We have indicated in the preceding chapter the translations of Ibn al Muqaffa from Persian books into Arabic.  Besides those of an ethico-didactic contents, among them there were books of historical character.  All these translations have not come down to us.  Extracts of these renderings into Arabic, however, have been preserved in the original and sometimes in paraphrase.  Unusually important was the translation of the book called the Khuday Nameh, the value of which has long been appreciated by science.  Questions of vital importance in connection with this history are its relation to the Shah Nameh and the examination of its various translations in the Musalman period.  The loss of this book, perhaps the most important monument of Middle Persian literature, is to be particularly deplored in that with it has perished the connecting link of the historical evolution of Iran, incorporating the religious and clerical legislature in an official redaction.  Of capital importance also was another book called the Ain Nameh[1] or the Book of Institutes, a valuable source of the internal history of the Sasanian Empire, comprising a descriptive table of official dignitaries or the Gah Nameh.[2] Judging by the clue given in the Fihrist (118,28) it would appear that the Book of Taj also was a historical one since it has been explained that the book treated of the “Acts of Anushirwan.”  As a matter of fact, among the books written by the Persians on epic and historical subjects and indexed in the same Fihrist (305, 8-13) has been mentioned the Book of Taj.[3]

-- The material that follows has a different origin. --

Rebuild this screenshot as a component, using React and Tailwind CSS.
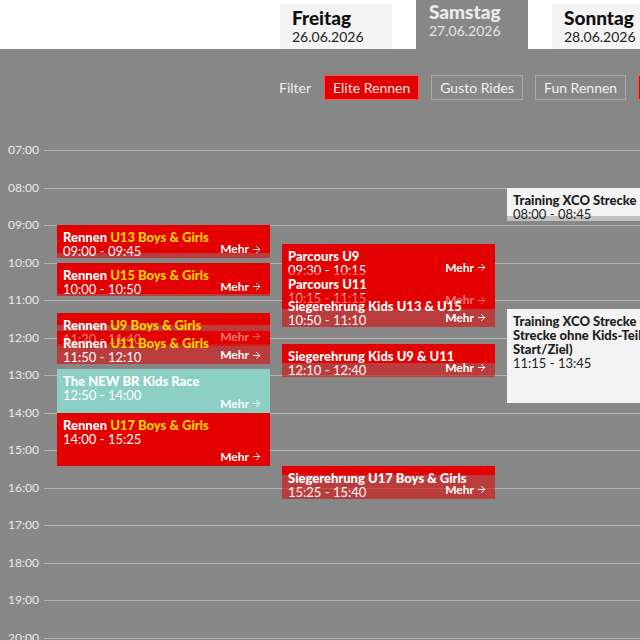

[Footnote 1:  See below and also my book on The Materials from Arabic sources, &c., 63-66.  Like Masudi in his Kitab at Tambih, Asadi in his Lughal al-Furs (Asadi’s neupersischen Worterbuch Lughat al-Furs, edited by P. Horn, 1897, 110, 1), identifies the word ain with the word rasam, practice or custom.  As regards the word ain in the Iranian languages see Horn Grundriss der neu persischen Etymologie, 15-16; Hubschmann, Persische Studien 11, and B.G.A.  IV, 175, and VIII, Glossarium IX.  To understand the ancient usage of the term the modern Parsi expression Dad wa ain din in the sense of religious law and custom helps us.  In this phrase the word dad corresponds to the modern Musalman shariyat and the word ain to adat.  Regarding its special meaning in the Umayyad times see J. Wellhausen Das Arabische Reich und sein Sturz 189.]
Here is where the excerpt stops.